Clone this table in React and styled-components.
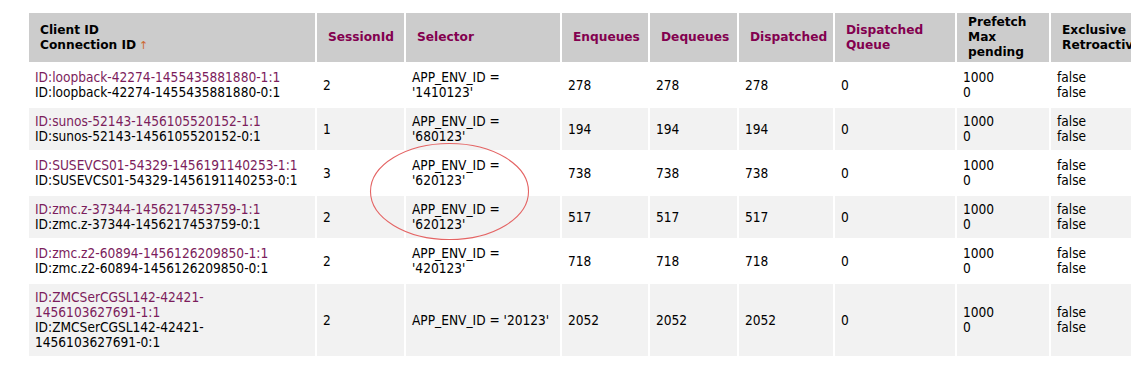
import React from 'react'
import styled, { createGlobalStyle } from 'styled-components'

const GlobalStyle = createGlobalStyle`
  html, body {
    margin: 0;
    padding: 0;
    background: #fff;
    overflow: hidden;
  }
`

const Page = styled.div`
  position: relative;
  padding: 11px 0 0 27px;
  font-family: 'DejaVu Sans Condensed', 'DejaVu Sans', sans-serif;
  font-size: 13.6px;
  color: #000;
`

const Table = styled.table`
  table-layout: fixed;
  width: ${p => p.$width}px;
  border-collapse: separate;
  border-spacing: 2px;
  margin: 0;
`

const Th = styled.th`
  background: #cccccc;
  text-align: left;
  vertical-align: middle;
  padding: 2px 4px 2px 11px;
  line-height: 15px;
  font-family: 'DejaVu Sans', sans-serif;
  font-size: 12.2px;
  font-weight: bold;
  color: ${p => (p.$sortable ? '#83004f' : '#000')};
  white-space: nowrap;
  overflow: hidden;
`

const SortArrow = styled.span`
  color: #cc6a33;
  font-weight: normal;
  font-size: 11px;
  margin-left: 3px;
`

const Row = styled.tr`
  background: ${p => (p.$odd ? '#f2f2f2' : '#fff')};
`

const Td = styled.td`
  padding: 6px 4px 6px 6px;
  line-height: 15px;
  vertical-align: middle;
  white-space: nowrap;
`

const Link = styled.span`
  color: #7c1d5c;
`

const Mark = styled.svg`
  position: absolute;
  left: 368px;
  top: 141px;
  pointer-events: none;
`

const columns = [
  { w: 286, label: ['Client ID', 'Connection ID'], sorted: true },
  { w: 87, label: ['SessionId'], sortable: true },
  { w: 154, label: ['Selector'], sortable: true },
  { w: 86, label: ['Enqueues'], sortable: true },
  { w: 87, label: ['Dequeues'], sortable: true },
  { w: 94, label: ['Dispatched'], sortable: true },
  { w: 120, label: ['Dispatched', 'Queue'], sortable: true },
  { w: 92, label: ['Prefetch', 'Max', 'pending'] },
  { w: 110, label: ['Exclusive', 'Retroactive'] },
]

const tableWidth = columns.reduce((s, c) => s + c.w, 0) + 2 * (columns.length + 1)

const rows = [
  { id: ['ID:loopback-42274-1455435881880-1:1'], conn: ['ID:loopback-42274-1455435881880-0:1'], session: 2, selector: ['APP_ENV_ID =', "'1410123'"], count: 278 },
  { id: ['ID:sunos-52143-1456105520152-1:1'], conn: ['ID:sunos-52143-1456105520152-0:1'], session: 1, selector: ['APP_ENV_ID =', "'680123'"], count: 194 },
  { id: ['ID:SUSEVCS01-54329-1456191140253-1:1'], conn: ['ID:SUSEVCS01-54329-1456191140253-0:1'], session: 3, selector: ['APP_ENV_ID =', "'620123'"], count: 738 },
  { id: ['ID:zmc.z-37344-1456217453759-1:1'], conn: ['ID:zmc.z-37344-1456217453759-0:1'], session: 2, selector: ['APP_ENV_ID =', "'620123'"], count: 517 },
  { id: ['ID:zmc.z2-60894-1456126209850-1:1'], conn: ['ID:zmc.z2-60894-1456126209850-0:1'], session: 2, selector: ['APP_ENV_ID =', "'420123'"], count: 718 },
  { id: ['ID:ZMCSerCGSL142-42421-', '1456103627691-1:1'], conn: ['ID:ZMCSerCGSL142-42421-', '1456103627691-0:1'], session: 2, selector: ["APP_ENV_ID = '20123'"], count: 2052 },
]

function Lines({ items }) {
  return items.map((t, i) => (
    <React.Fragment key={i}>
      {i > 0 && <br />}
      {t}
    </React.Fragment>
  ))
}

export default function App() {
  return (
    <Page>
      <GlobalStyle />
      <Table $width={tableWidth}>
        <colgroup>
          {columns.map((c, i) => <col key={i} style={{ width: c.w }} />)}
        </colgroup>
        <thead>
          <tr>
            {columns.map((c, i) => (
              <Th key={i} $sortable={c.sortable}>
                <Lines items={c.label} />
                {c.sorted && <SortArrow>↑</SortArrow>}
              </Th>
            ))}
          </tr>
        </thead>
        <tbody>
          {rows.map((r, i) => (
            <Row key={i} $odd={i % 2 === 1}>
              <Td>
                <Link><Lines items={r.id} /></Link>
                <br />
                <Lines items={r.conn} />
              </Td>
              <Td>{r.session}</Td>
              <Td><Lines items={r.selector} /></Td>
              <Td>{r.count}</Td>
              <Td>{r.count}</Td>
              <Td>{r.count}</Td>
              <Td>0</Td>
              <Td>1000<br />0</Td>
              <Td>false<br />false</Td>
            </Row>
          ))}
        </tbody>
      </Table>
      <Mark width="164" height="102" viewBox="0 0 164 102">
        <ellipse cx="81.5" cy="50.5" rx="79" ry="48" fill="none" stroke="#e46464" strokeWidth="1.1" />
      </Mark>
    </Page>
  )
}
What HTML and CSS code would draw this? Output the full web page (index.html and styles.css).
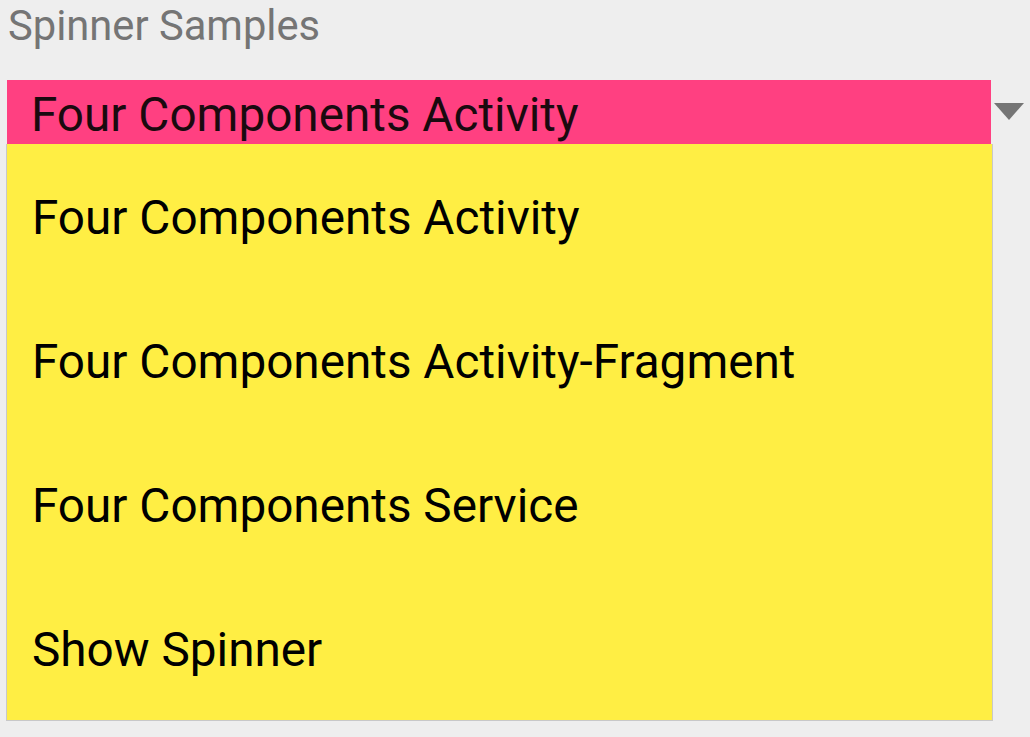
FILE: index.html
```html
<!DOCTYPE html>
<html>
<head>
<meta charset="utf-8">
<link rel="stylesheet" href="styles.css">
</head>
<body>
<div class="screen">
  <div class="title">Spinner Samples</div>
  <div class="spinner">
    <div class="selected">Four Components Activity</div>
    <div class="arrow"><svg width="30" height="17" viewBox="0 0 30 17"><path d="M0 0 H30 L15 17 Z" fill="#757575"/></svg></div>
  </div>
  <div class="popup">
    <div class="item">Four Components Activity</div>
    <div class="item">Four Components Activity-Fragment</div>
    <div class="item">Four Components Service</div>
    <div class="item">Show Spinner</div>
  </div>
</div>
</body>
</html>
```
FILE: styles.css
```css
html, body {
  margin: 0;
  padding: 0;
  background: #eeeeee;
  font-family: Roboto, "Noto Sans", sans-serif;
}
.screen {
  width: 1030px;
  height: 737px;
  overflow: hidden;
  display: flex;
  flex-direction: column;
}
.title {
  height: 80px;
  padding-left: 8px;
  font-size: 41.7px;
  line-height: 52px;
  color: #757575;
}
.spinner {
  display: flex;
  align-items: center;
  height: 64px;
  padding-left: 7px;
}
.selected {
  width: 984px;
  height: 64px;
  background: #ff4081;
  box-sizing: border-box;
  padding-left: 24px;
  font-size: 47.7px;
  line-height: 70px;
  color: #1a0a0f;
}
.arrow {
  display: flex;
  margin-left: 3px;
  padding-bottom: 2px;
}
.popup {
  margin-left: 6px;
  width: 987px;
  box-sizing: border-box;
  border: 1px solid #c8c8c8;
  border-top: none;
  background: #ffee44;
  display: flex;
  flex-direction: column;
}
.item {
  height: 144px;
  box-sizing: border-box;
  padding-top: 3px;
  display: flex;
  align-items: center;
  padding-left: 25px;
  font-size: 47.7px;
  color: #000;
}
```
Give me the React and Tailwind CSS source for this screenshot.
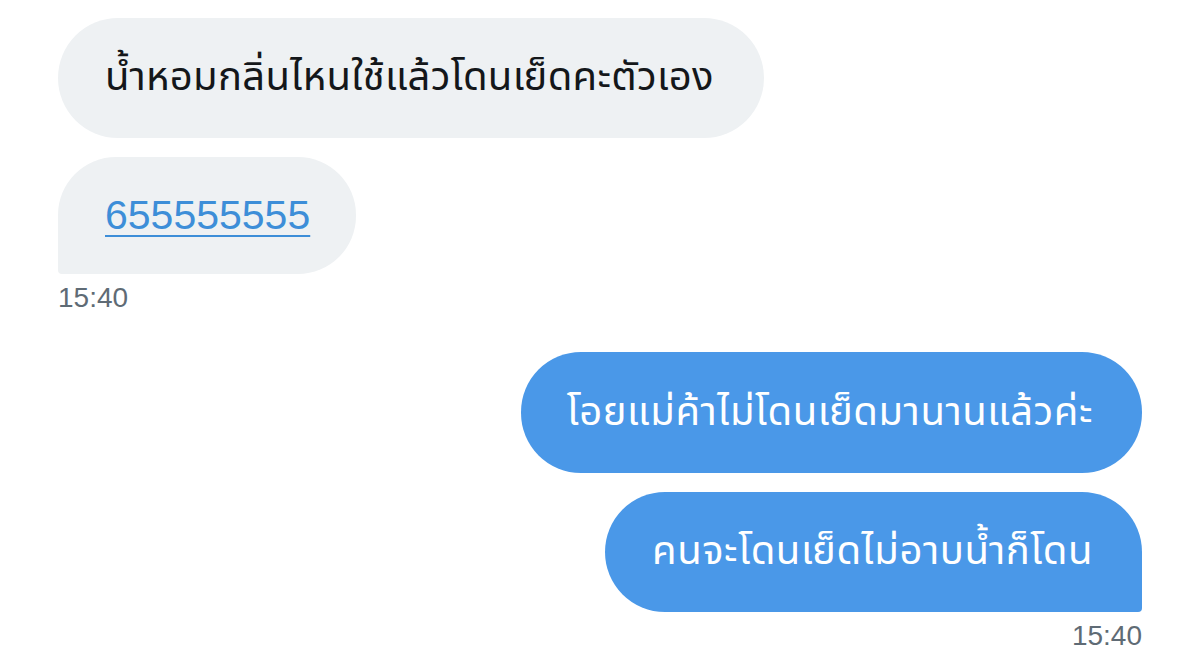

______

Written problem
Select all lines in the listing that include the word "styles".

Expected answer
What HTML and CSS code would draw this? Output the full web page (index.html and styles.css).
<link rel="stylesheet" href="styles.css">
FILE: styles.css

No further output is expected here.